== Short exercise ==
How many lines in this material include the string "React"? Answer with the number and nothing further.

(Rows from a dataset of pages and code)
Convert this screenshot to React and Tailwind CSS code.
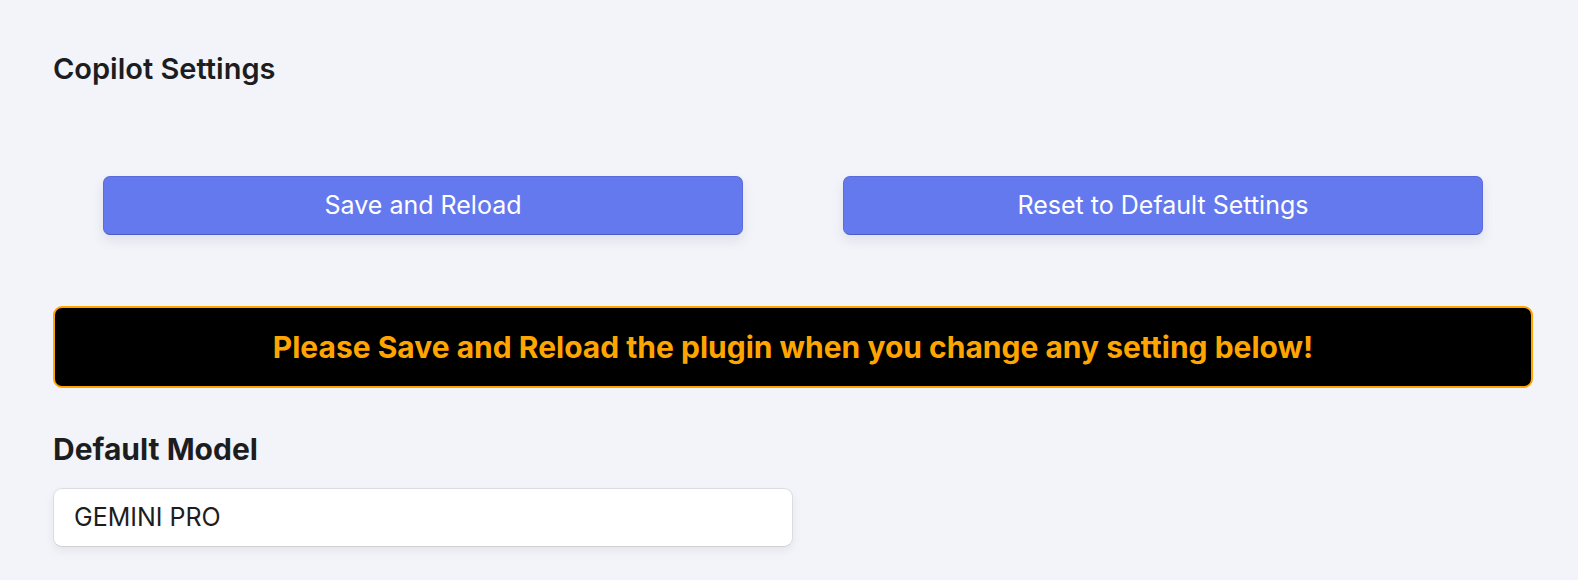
export default function App() {
  return (
    <div className="min-h-[580px] bg-[#f3f4f9] pl-[53px] pr-[45px] pt-[51px] text-[#1d1d1f]" style={{ fontFamily: 'Inter, "Noto Sans", sans-serif' }}>
      <h1 className="text-[29px] font-semibold leading-[35px]">Copilot Settings</h1>

      <div className="mt-[90px] grid grid-cols-2">
        <div className="px-[50px]">
          <button className="h-[59px] w-full rounded-[7px] border border-[#5a6bdc] border-b-[#4c5cc8] bg-[#6579ee] text-[25px] text-white shadow-[0_6px_12px_rgba(80,90,140,0.12)]">
            Save and Reload
          </button>
        </div>
        <div className="px-[50px]">
          <button className="h-[59px] w-full rounded-[7px] border border-[#5a6bdc] border-b-[#4c5cc8] bg-[#6579ee] text-[25px] text-white shadow-[0_6px_12px_rgba(80,90,140,0.12)]">
            Reset to Default Settings
          </button>
        </div>
      </div>

      <div className="mt-[71px] flex h-[82px] items-center justify-center rounded-[9px] border-2 border-[#ffa500] bg-black">
        <p className="text-[30px] font-bold text-[#ffa500]">Please Save and Reload the plugin when you change any setting below!</p>
      </div>

      <h2 className="mt-[43px] text-[30px] font-bold leading-[36px]">Default Model</h2>

      <div className="mt-[21px] flex h-[59px] w-[740px] items-center rounded-[9px] border border-[#dcdcdf] border-b-[#cfcfd2] bg-white px-[20px] text-[25px] text-[#1d1d1f] shadow-[0_4px_10px_rgba(0,0,0,0.06)]">
        GEMINI PRO
      </div>
    </div>
  );
}
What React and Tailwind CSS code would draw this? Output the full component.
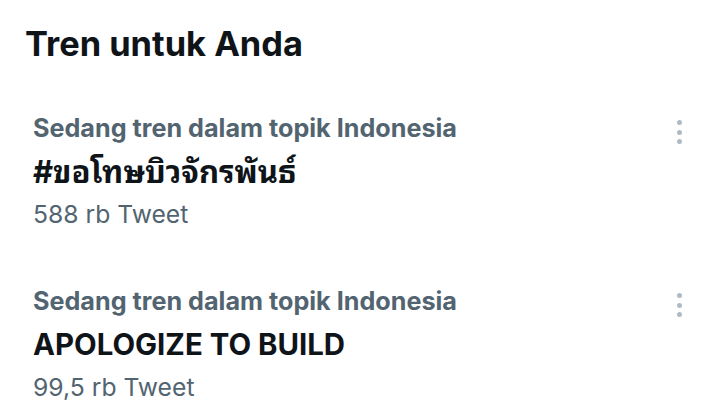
import React from "react";

function Dots() {
  return (
    <div className="flex flex-col items-center gap-[4.5px]">
      <span className="block w-[5px] h-[5px] rounded-full bg-[#b0bac3]" />
      <span className="block w-[5px] h-[5px] rounded-full bg-[#b0bac3]" />
      <span className="block w-[5px] h-[5px] rounded-full bg-[#b0bac3]" />
    </div>
  );
}

function Trend({ title, count, thai }) {
  return (
    <div className="flex justify-between pl-[33px] pr-[38px]">
      <div className="flex flex-col">
        <div className="text-[25.2px] leading-[43px] font-bold text-[#536471]">
          Sedang tren dalam topik Indonesia
        </div>
        <div
          className={
            thai
              ? "text-[31px] leading-[43px] font-bold text-[#0f1419]"
              : "text-[29.4px] leading-[43px] font-bold text-[#0f1419]"
          }
        >
          {title}
        </div>
        <div className="text-[24.7px] leading-[43px] text-[#536471]">{count}</div>
      </div>
      <div className="pt-[13px]">
        <Dots />
      </div>
    </div>
  );
}

export default function App() {
  return (
    <div
      className="w-[720px] h-[403px] bg-white overflow-hidden"
      style={{ fontFamily: "Inter, 'Noto Sans Thai Looped', Garuda, Loma, Kinnari, 'Noto Sans', sans-serif" }}
    >
      <div className="pl-[25px] pt-[22px] text-[34.4px] leading-[44px] font-bold text-[#0f1419]">
        Tren untuk Anda
      </div>
      <div className="pt-[41px] flex flex-col gap-[44px]">
        <Trend title="#ขอโทษบิวจักรพันธ์" count="588 rb Tweet" thai />
        <Trend title="APOLOGIZE TO BUILD" count="99,5 rb Tweet" />
      </div>
    </div>
  );
}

== Solution below ==
3